Theoretically, those of us who are fortunate to live today in Israel should feel more when thinking about the destruction of Jerusalem and the Temple. But do we? It’s doubtful. We all go about our daily routine. We don’t feel enough “ownership” on tragedies, when we are not directly and personally affected.


Naturally, each and every individual reacts differently to the loss of a loved one. Be it a parent, a sibling, a child, a friend. The closer you are to the person, the more you feel the pain. And yet my late father-in-law Rabbi Benzion Lapian would openly cry when he heard that an Israeli soldier was killed in action. He had never met the soldier. But he felt the loss like it was his own.

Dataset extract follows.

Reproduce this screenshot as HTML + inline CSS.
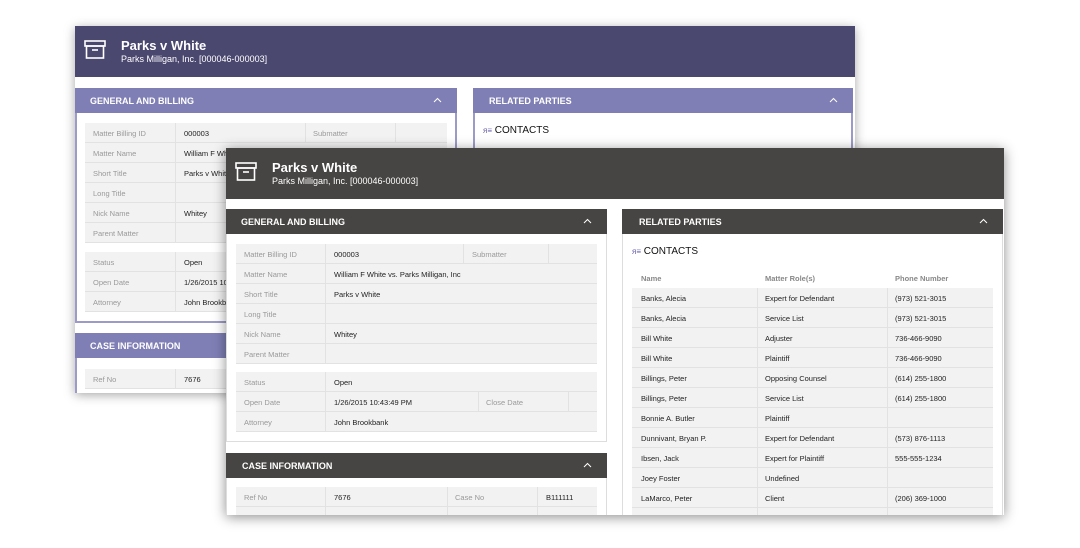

On the face of it, Aharon’s grandson Pinchas was not personally affected by the brazen and very public and provocatively sinful act of Zimri with the Midianite Princess Kozbi. Oh no? Of course he was! This was an affront to every Kohen. To every member of the loyal Tribe of Levy. To every single member of the Jewish Nation as they journeyed towards the Promised and Holy Land.


Pinchas took it personally. So personally, that he took very drastic action. And as a result of claiming ownership over a potentially devastatingly destructive situation, Pinchas was rewarded by HaShem with “Brit Kehunat Olam” – the covenant of eternal priesthood.


By doing this, HaShem was showing us that we need to feel more. We need to care more. We need to mourn, not just for immediate losses, but for Israel’s losses. By being personally affected by the destruction of the Temple, we are surely taking a small step to its future restoration and proving Napoleon right.